* YOUR OBJECTIVE *
Transcribe every entry word for word. Skip the pictures.
==== ENTRIES SUPPLIED
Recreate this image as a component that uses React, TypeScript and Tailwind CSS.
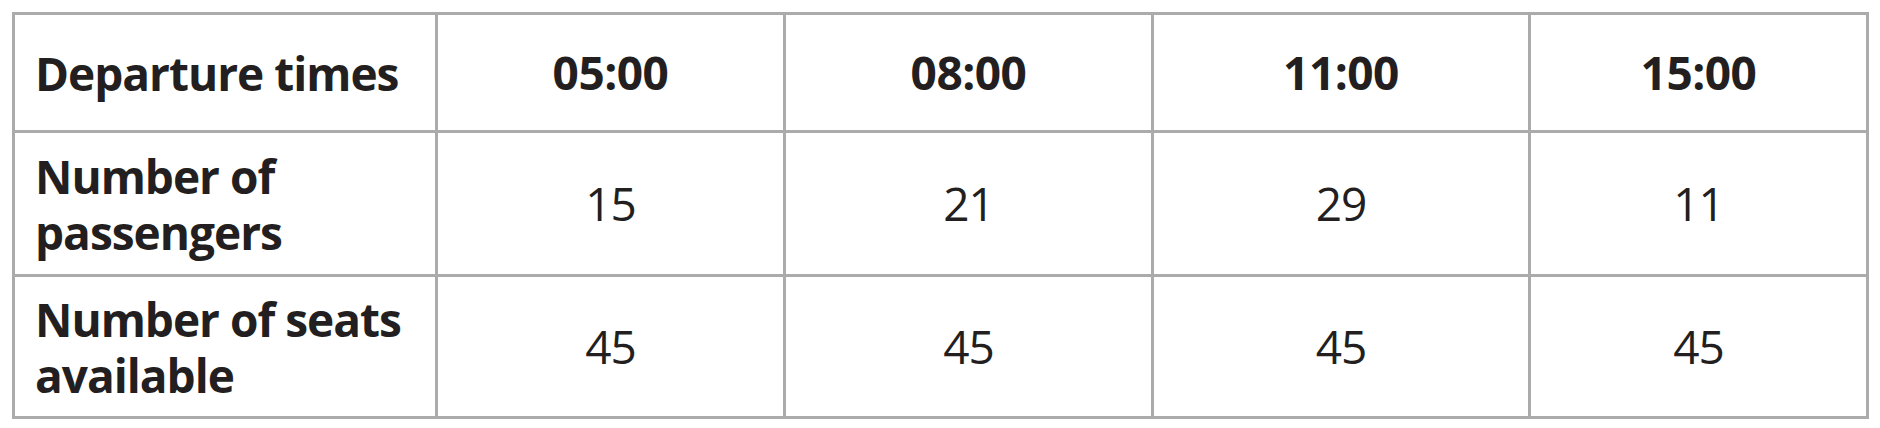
const times = ["05:00", "08:00", "11:00", "15:00"];

const rows = [
  { label: ["Number of", "passengers"], values: [15, 21, 29, 11] },
  { label: ["Number of seats", "available"], values: [45, 45, 45, 45] },
];

export default function App() {
  return (
    <div
      className="min-h-screen bg-white pt-[12px] pl-[12px] text-[#231f20]"
      style={{ fontFamily: '"Open Sans", "Noto Sans", sans-serif' }}
    >
      <div className="grid w-[1857px] grid-cols-[420px_345px_365px_374px_335px] grid-rows-[115px_141px_139px] gap-[3px] bg-[#ababab] p-[3px]">
        <div className="flex items-center bg-white pl-[20px] text-[46px] font-bold leading-[56px] tracking-[-1px]">
          Departure times
        </div>
        {times.map((t) => (
          <div
            key={t}
            className="flex items-center justify-center bg-white text-[46px] font-bold tracking-[-0.5px]"
          >
            {t}
          </div>
        ))}
        {rows.map((row) => (
          <>
            <div
              key={row.label[0] + row.label[1]}
              className="flex flex-col justify-center bg-white pl-[20px] text-[46px] font-bold leading-[56px] tracking-[-1px]"
            >
              <span>{row.label[0]}</span>
              <span>{row.label[1]}</span>
            </div>
            {row.values.map((v, i) => (
              <div
                key={row.label[1] + i}
                className="flex items-center justify-center bg-white text-[46px] tracking-[-1px]"
              >
                {v}
              </div>
            ))}
          </>
        ))}
      </div>
    </div>
  );
}
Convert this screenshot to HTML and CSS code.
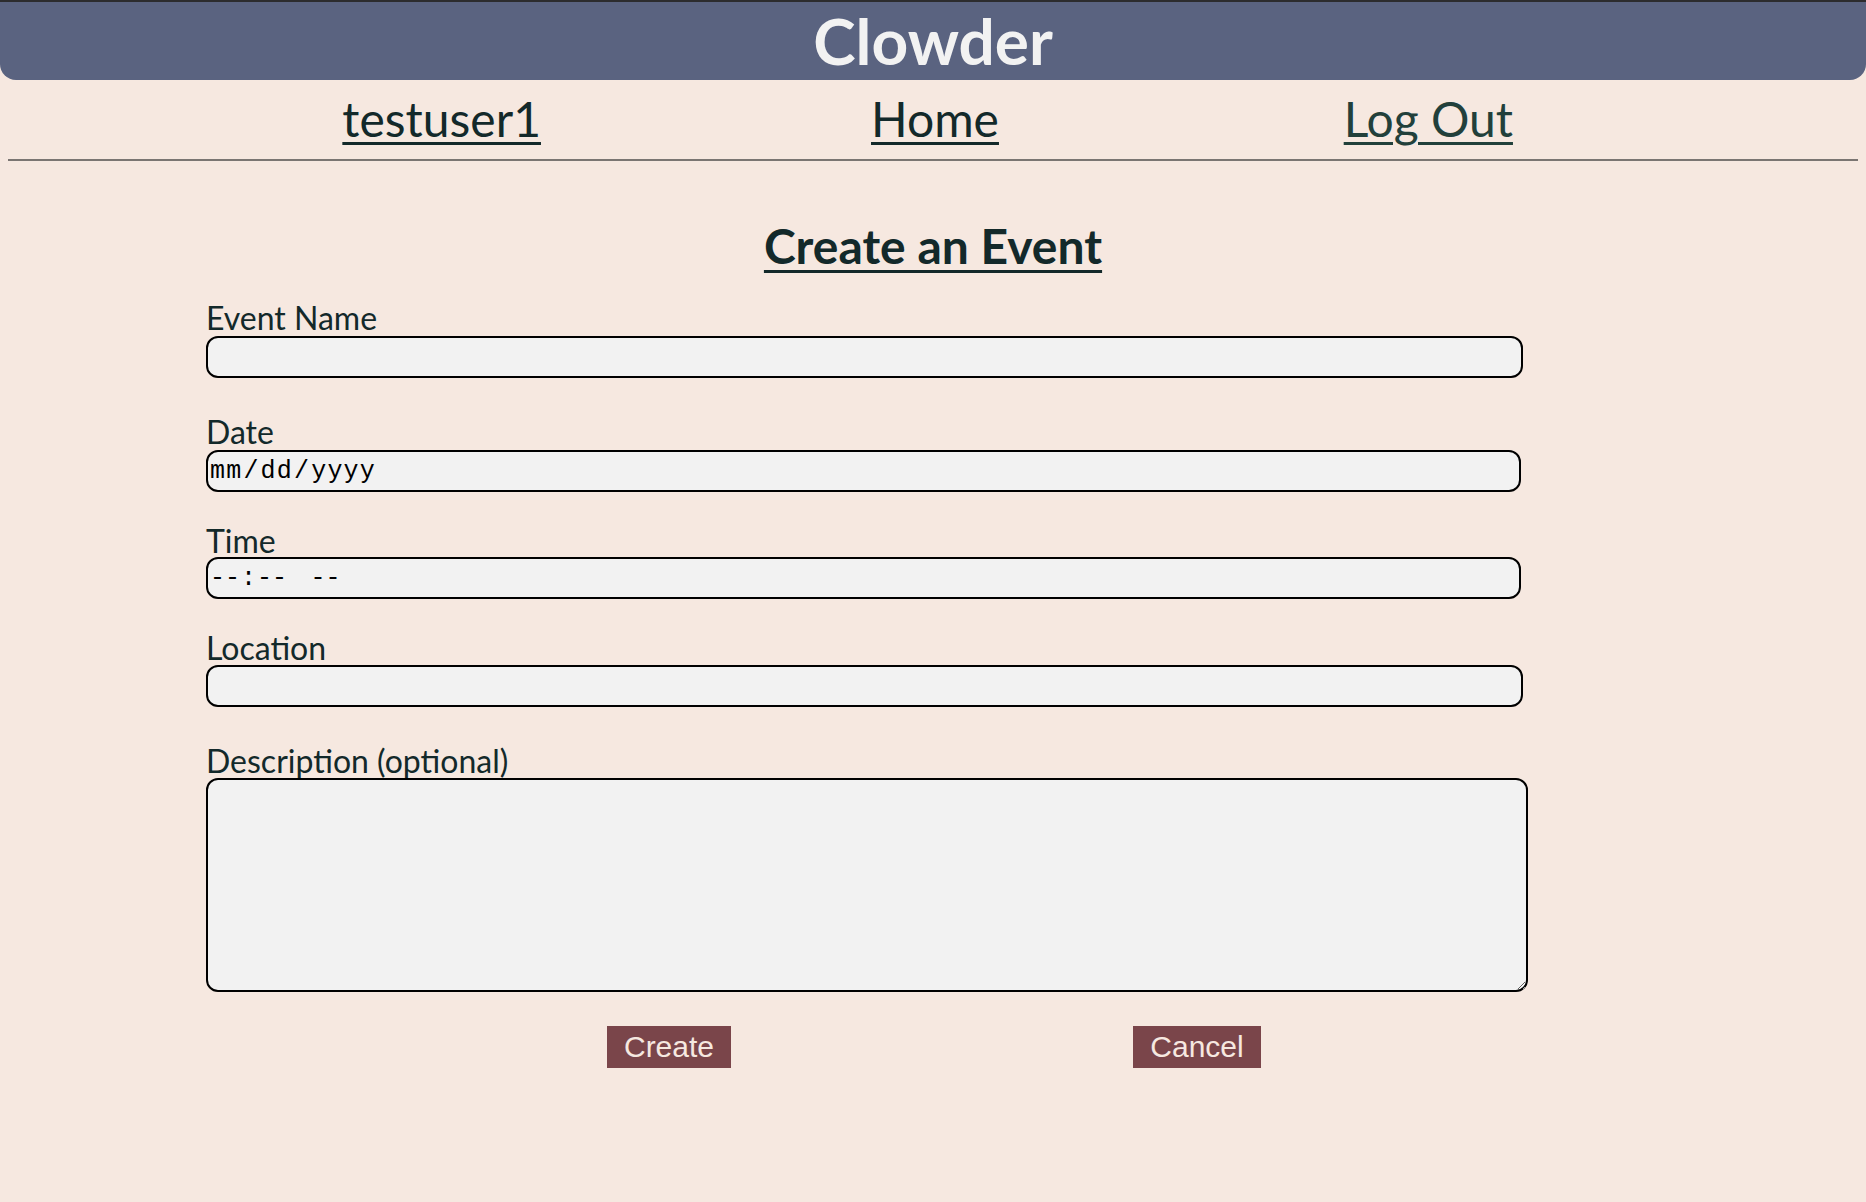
========
* EXERCISE SOLUTION *
Recreate this image as a component that uses React, TypeScript and Tailwind CSS.
const times = ["05:00", "08:00", "11:00", "15:00"];

const rows = [
  { label: ["Number of", "passengers"], values: [15, 21, 29, 11] },
  { label: ["Number of seats", "available"], values: [45, 45, 45, 45] },
];

export default function App() {
  return (
    <div
      className="min-h-screen bg-white pt-[12px] pl-[12px] text-[#231f20]"
      style={{ fontFamily: '"Open Sans", "Noto Sans", sans-serif' }}
    >
      <div className="grid w-[1857px] grid-cols-[420px_345px_365px_374px_335px] grid-rows-[115px_141px_139px] gap-[3px] bg-[#ababab] p-[3px]">
        <div className="flex items-center bg-white pl-[20px] text-[46px] font-bold leading-[56px] tracking-[-1px]">
          Departure times
        </div>
        {times.map((t) => (
          <div
            key={t}
            className="flex items-center justify-center bg-white text-[46px] font-bold tracking-[-0.5px]"
          >
            {t}
          </div>
        ))}
        {rows.map((row) => (
          <>
            <div
              key={row.label[0] + row.label[1]}
              className="flex flex-col justify-center bg-white pl-[20px] text-[46px] font-bold leading-[56px] tracking-[-1px]"
            >
              <span>{row.label[0]}</span>
              <span>{row.label[1]}</span>
            </div>
            {row.values.map((v, i) => (
              <div
                key={row.label[1] + i}
                className="flex items-center justify-center bg-white text-[46px] tracking-[-1px]"
              >
                {v}
              </div>
            ))}
          </>
        ))}
      </div>
    </div>
  );
}
Convert this screenshot to HTML and CSS code.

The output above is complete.